It was time for the “Olympic” swimmers to get lined up. My heart was ready to jump out of my rib cage; my legs were trembling, partially due to the incredibly cold weather, partially due to overwhelming anxiety. And there we went, running into the dark lake, a mass of 248 people, all highly worked up, with different goals in our heads: some of us set our minds to win, and some of us, just to survive! After just one stroke, I realized that free style is not going to be the swim technique I will use this time. Panic attack struck me in no time, and I started breaststroking with my head high above the water. It was the time to quickly reset my goals, from sub 30 minutes (which I can swim easily in the pool) to simply stay alive. As I was struggling with my short breaths and the pulse that seemed to be over 200, the only thing I had in my head was, never, ever to repeat this horrible experience in my life. The orange bouy on the beach appeared to be miles away, but with every new stroke I knew I was closer, if only there wasn’t for this antsy crowd which kicked and hit me in my head, back, arms, legs, everywhere! I thought: there’s no way I can do this, as soon as get there, I’m getting out, nothing will stop me, I don’t need this, I’m sorry Shari and Andrea, but this is the matter of life and death, farewell GWN! Orange thing was just at the reach of the hand and I decided: you are going to suck it up now and go all the way to the end, conquer your fears and fight! Lesson #3 learned: In stress situations, readjust your goals, and no matter what, fight ‘til the end!
As I ran into the T1, ranting and bitching out loud about how terrible and scary open water experience I had (like somebody really cared), my watch was showing 35 minutes and some seconds, and I thought, wow, that’s only 5 minutes less than anticipated – I have to make them up on the bike! That was the point when Glen came along, swiftly took his bike off of the racks, and saluted me on his way out, leaving me to my own despair.
Bike leg was great! I enjoyed every moment, and was truly happy for the first time in the race! I managed to easily pass many racers, got passed by only 1 or 2 guys, and no woman. In the T2 I saw I had 1:10 time, and I was really happy. Lesson #4 learned: There are always some enjoyable parts in the race!
Alas, I realized that my happiness was short-lived, shortly after I started running. My knees were already achy, and I knew this is not going to be a really enjoyable run. After couple hundreds of meters, Stefan lightly snapped me on the butt reminding me that the number should be worn in front. And then he disappeared. Somewhere between 5.5-6km my left knee let me down, and I had to stop and stretch it for a few moments. Then just before the 8km mark, the right knee died on me too, and another stop-stretch was in order. At the so-called “heart breaking” hill, I started to walk again, and then I heard Josh’s voice yelling at me:”Sanja, run!!!” And so I did until the end, with horrendous deep pain in both of my knees. I passed the finish line in mediocre 2:44:23.
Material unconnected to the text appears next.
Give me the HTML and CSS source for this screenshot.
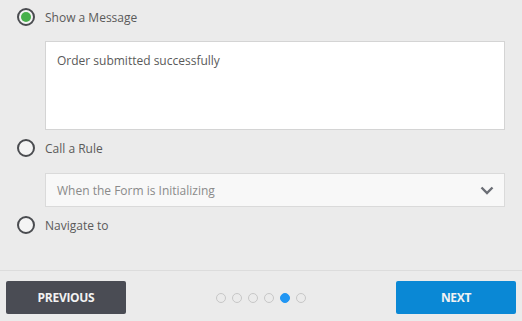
FILE: index.html
```html
<!DOCTYPE html>
<html lang="en">
<head>
    <meta charset="UTF-8">
    <meta name="viewport" content="width=device-width, initial-scale=1.0">
    <title>Action</title>
    <link rel="stylesheet" href="styles.css">
</head>
<body>
    <div class="panel">
        <div class="options">
            <label class="option">
                <span class="radio checked"></span>
                <span class="label">Show a Message</span>
            </label>
            <div class="message">Order submitted successfully</div>

            <label class="option">
                <span class="radio"></span>
                <span class="label">Call a Rule</span>
            </label>
            <div class="select">
                <span>When the Form is Initializing</span>
                <svg class="chevron" width="14" height="9" viewBox="0 0 14 9">
                    <path d="M1.5 1.5 L7 7 L12.5 1.5" fill="none" stroke="#6b6e75" stroke-width="2.4"/>
                </svg>
            </div>

            <label class="option">
                <span class="radio"></span>
                <span class="label">Navigate to</span>
            </label>
        </div>

        <div class="footer">
            <button class="btn prev">PREVIOUS</button>
            <div class="dots">
                <span class="dot"></span>
                <span class="dot"></span>
                <span class="dot"></span>
                <span class="dot"></span>
                <span class="dot active"></span>
                <span class="dot"></span>
            </div>
            <button class="btn next">NEXT</button>
        </div>
    </div>
</body>
</html>
```

FILE: styles.css
```css
body {
    margin: 0;
    background-color: #ebebeb;
    font-family: "Open Sans", "DejaVu Sans", sans-serif;
    font-size: 12px;
    color: #5a5a5a;
    overflow: hidden;
}
.panel {
    width: 522px;
    height: 321px;
    display: flex;
    flex-direction: column;
}
.options {
    flex: 1;
    padding: 8px 17px 0 17px;
}
.option {
    display: flex;
    align-items: center;
    gap: 10px;
    height: 18px;
}
.radio {
    box-sizing: border-box;
    width: 18px;
    height: 18px;
    border: 2px solid #4a4c50;
    border-radius: 50%;
    background: #f4f4f4;
    display: flex;
    align-items: center;
    justify-content: center;
}
.radio.checked::after {
    content: "";
    width: 10px;
    height: 10px;
    border-radius: 50%;
    background: #47b04b;
}
.message {
    box-sizing: border-box;
    margin: 15px 0 9px 28px;
    height: 89px;
    width: 460px;
    background: #fff;
    border: 1px solid #d4d4d4;
    padding: 10px 11px;
}
.select {
    box-sizing: border-box;
    margin: 16px 0 9px 28px;
    height: 34px;
    width: 460px;
    background: #f8f8f8;
    border: 1px solid #dadada;
    padding: 0 10px 0 11px;
    display: flex;
    align-items: center;
    justify-content: space-between;
    color: #8a8a8a;
}
.footer {
    border-top: 1px solid #dcdcdc;
    height: 51px;
    padding: 10px 6px 0 6px;
    box-sizing: border-box;
    display: flex;
    align-items: flex-start;
    justify-content: space-between;
}
.btn {
    width: 120px;
    height: 33px;
    border: none;
    border-radius: 2px;
    font-family: "Open Sans", "DejaVu Sans", sans-serif;
    font-weight: bold;
    font-size: 12px;
    letter-spacing: -0.3px;
    color: #f2f2f2;
    cursor: pointer;
}
.prev {
    background-color: #4a4c54;
}
.next {
    background-color: #0a88d5;
}
.dots {
    display: flex;
    gap: 6px;
    margin-top: 12px;
}
.dot {
    box-sizing: border-box;
    width: 10px;
    height: 10px;
    border: 1.5px solid #c7c7c7;
    border-radius: 50%;
}
.dot.active {
    background: #2196f3;
    border-color: #2196f3;
}
```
In summary, I am happy I didn’t collapse in the lake, and dropped out, like a wimp. After this experience, I am really looking forward to another race, new opportunity for overcoming this really terrifying experience! GWN here I come! 😉
Fiera had 4 race team members out in the Chinook Triathlon this past weekend: Stefan raced in the Half Iron, and Glen, Jan, and Sanja all raced the Olympic. All in all, our athletes had an amazing day results-wise. Stefan finished first in his age category, and FIRST OVERALL, while Glen placed 5th in his age category, Jan placed 6th in his age category, and Sanja was 12th in her age category!! Congratulations to you all!!! Full results can be viewed here. Also, a shout out to Jan for all the photos, which were shamelessly stolen from his Facebook page.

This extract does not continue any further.